A Social History of Des Moines
The mural cycle took from September 1937 to December 1941 to complete. Artist Harry Donald Jones was assisted by three other artists, Opal Adams, Paul Paffinbarger, and Paul Backensten, and a crew of 18 WPA workers, mainly plasterers.
Historian and author Gregg R. Narber Ph.D. wrote in 1982:
“The Children’s Reading Room was decorated under the WPA in true fresco on all its walls and pillars with a mural style called by its designer, Harry Donald Jones, A Social History of Des Moines. Des Moines writer Henry Felsen prepared a written guide to the mural and its symbols which can only be summarized here. The Social History begins with the spiral nebula theory of the creation of the earth, proceeds through cave men and the beasts which roamed Iowa in the glacial era, and then devotes considerable space to Iowa’s Indian past, with symbols of Sac and Fox legends. An Indian trapper represents the fur trade in which valuable furs were traded ‘for such useless articles as outlandish, impractical clothing, green umbrellas, and great quantities of cheap, glittering beads and small mirrors. Often [the Indian] was befuddled with liquor, so he might be more easily cheated.’”
“The Louisiana Purchase [1803-04] is represented by [President Thomas] Jefferson dropping coins into Napoleon [Bonaparte]’s hand. The corn at Jefferson’s feet represents ‘a harvest of peace;’ Napoleon stands on graves representing the futility of war. Both hold steel, Jefferson a sickle curved and useful in cultivation; Napoleon a sword, straight and useful only in war. The same event portrayed in the Knoxville Section mural is portrayed here in its brutal aspect — the 1845 entry of white settlers to claim land in western Iowa. Wick-i-ups are torched, a pregnant squaw and her husband are forced at gunpoint from the land in which their ancestors are buried.”
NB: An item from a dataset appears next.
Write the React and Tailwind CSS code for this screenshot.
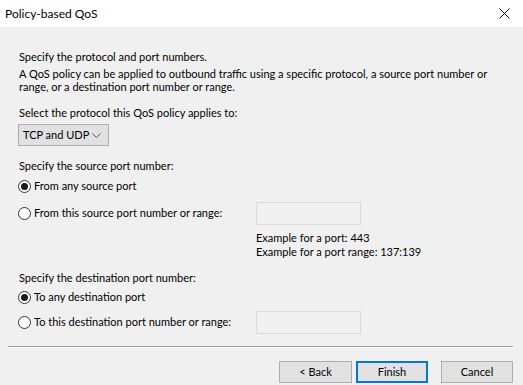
import React from "react";

function Radio({ checked, label }) {
	return (
		<div className="flex items-center h-[15px]">
			<span className="w-[13px] h-[13px] rounded-full border border-[#333333] bg-white flex items-center justify-center shrink-0">
				{checked && <span className="w-[7px] h-[7px] rounded-full bg-[#1a1a1a]" />}
			</span>
			<span className="ml-[3px] whitespace-nowrap">{label}</span>
		</div>
	);
}

function PortField() {
	return <div className="w-[105px] h-[23px] border border-[#d9d9d9] bg-[#f0f0f0]" />;
}

function Button({ children, primary, className }) {
	return (
		<button
			className={
				"h-[22px] w-[72px] bg-[#e1e1e1] flex items-center justify-center text-[11px] text-black " +
				(primary ? "border-2 border-[#0078d7]" : "border border-[#adadad]") +
				" " +
				(className || "")
			}
		>
			{children}
		</button>
	);
}

export default function App() {
	return (
		<div
			className="w-[523px] h-[385px] bg-[#f0f0f0] flex flex-col text-[11px] text-black overflow-hidden"
			style={{ fontFamily: '"Segoe UI", Lato, sans-serif' }}
		>
			<div className="h-[27px] bg-white flex items-center justify-between pl-[5px] pr-[13px] shrink-0">
				<span className="leading-[15px] text-[12px]">Policy-based QoS</span>
				<svg width="11" height="11" viewBox="0 0 11 11">
					<path d="M0.5 0.5 L10.5 10.5 M10.5 0.5 L0.5 10.5" stroke="#000" strokeWidth="1" />
				</svg>
			</div>

			<div className="pl-[19px] flex flex-col">
				<p className="mt-[22px] leading-[15px]">Specify the protocol and port numbers.</p>
				<p className="mt-[3px] leading-[13px] w-[470px]">
					A QoS policy can be applied to outbound traffic using a specific protocol, a source port number or
					range, or a destination port number or range.
				</p>
				<p className="mt-[12px] leading-[15px]">Select the protocol this QoS policy applies to:</p>
				<div className="mt-[4px] -ml-[1px] w-[91px] h-[22px] bg-[#e1e1e1] border border-[#adadad] flex items-center justify-between pl-[4px] pr-[7px]">
					<span className="whitespace-nowrap">TCP and UDP</span>
					<svg width="9" height="5" viewBox="0 0 9 5">
						<path d="M0.5 0.5 L4.5 4.5 L8.5 0.5" fill="none" stroke="#555" strokeWidth="1" />
					</svg>
				</div>

				<p className="mt-[12px] leading-[15px]">Specify the source port number:</p>
				<div className="mt-[6px] -ml-[1px]">
					<Radio checked label="From any source port" />
				</div>
				<div className="mt-[8px] -ml-[1px] flex items-center">
					<div className="w-[238px]">
						<Radio label="From this source port number or range:" />
					</div>
					<PortField />
				</div>
				<div className="mt-[6px] ml-[237px] leading-[14px]">
					<p>Example for a port: 443</p>
					<p>Example for a port range: 137:139</p>
				</div>

				<p className="mt-[11px] leading-[15px]">Specify the destination port number:</p>
				<div className="mt-[5px] -ml-[1px]">
					<Radio checked label="To any destination port" />
				</div>
				<div className="mt-[6px] -ml-[1px] flex items-center">
					<div className="w-[238px]">
						<Radio label="To this destination port number or range:" />
					</div>
					<PortField />
				</div>
			</div>

			<div className="mt-[12px] ml-[8px] mr-[10px] border-t border-[#a0a0a0] border-b border-b-white" />

			<div className="mt-[13px] flex justify-end pr-[10px]">
				<Button className="w-[73px]">&lt; Back</Button>
				<Button primary className="ml-[4px]">Finish</Button>
				<Button className="ml-[13px]">Cancel</Button>
			</div>
		</div>
	);
}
“Objects in a fireplace in a following panel symbolize the transition in values ‘from… protecting and building one’s own home by his own hand; to one of protecting and building one’s own home from one’s monetary accumulation;’ the scene symbolizes the growth of customs ‘less rural and more urban.’”
“Another wall contrasts Des Moines’ treatment of Kelley’s Army of 1,400 job-seekers marching to Washington, D.C., with that of Omaha: Des Moines fed the unemployed and built rafts to float them down river; Omaha forced their evacuation.”
“A large section in the next panel shows a family turning from social disorder to order (especially a New Deal order), from chaos to security. For chaos, a man in an ivory tower is shown who is blind to conditions around him and hands clasp the banner of lip service (symbolized rater literally), while a pile of gold with a mask of falsity and a valentine heart symbolize a Biblical truth: ‘The love of money is the root of all evil.’ Planes soar for war, smokestacks stand idle, figures whisper to symbolize ‘power behind the scenes,’ the secret deal, etc. The family turns from these bad social conditions to a bright world brought about by engaged, interested planners. Other symbols of social order are found in an elderly man receiving a Social Security check and a building designed by Le Corbusier ‘for use rather than ‘in the style of’.’”
“The mural is, in summary, an elaborate index of ideas and as such an important social document, quite apart from its considerable merits as a mural. With the destruction of the Cedar Rapids TRAP mural, it is quite without comparison in Iowa.”
Art Historian Lea Rosson DeLong Ph.D. wrote in 2006:
“Jones was appointed head of the WPA for the city of Des Moines with responsibilities for the Iowa portion of the INDEX OF AMERICAN DESIGN. In about 1937, Jones led the team commissioned to paint murals for which the Des Moines Public Library had been waiting for years. The WPA project, A Social History of Des Moines, was painted in true fresco on an appropriately large scale: irregularly shaped, seven-walled room on the ground floor of the 1903 library building—what was then the Children’s Reading Room. The work was slow going because Jones had so many other administrative duties, but at last it was finished in 1941. Jones’ mural nearly suffered the fate of two other major mural cycles in the state of Iowa. In 1951, the library board voted to paint over the mural; it was saved only by the intervention of community art patrons such as Louise Rosenfield Noun. In 2006, the Des Moines Public Library moved to a new building, and the old building, with its mural, became the home of the World Food Prize.”
Guided Tours Available
The World Food Prize Hall of Laureates is open to the public on Tuesdays and Saturdays. Admission is free of charge, and visitors have the opportunity to take a guided tour of Harry Jones’ A Social History of Des Moines. Private and group tours are also available.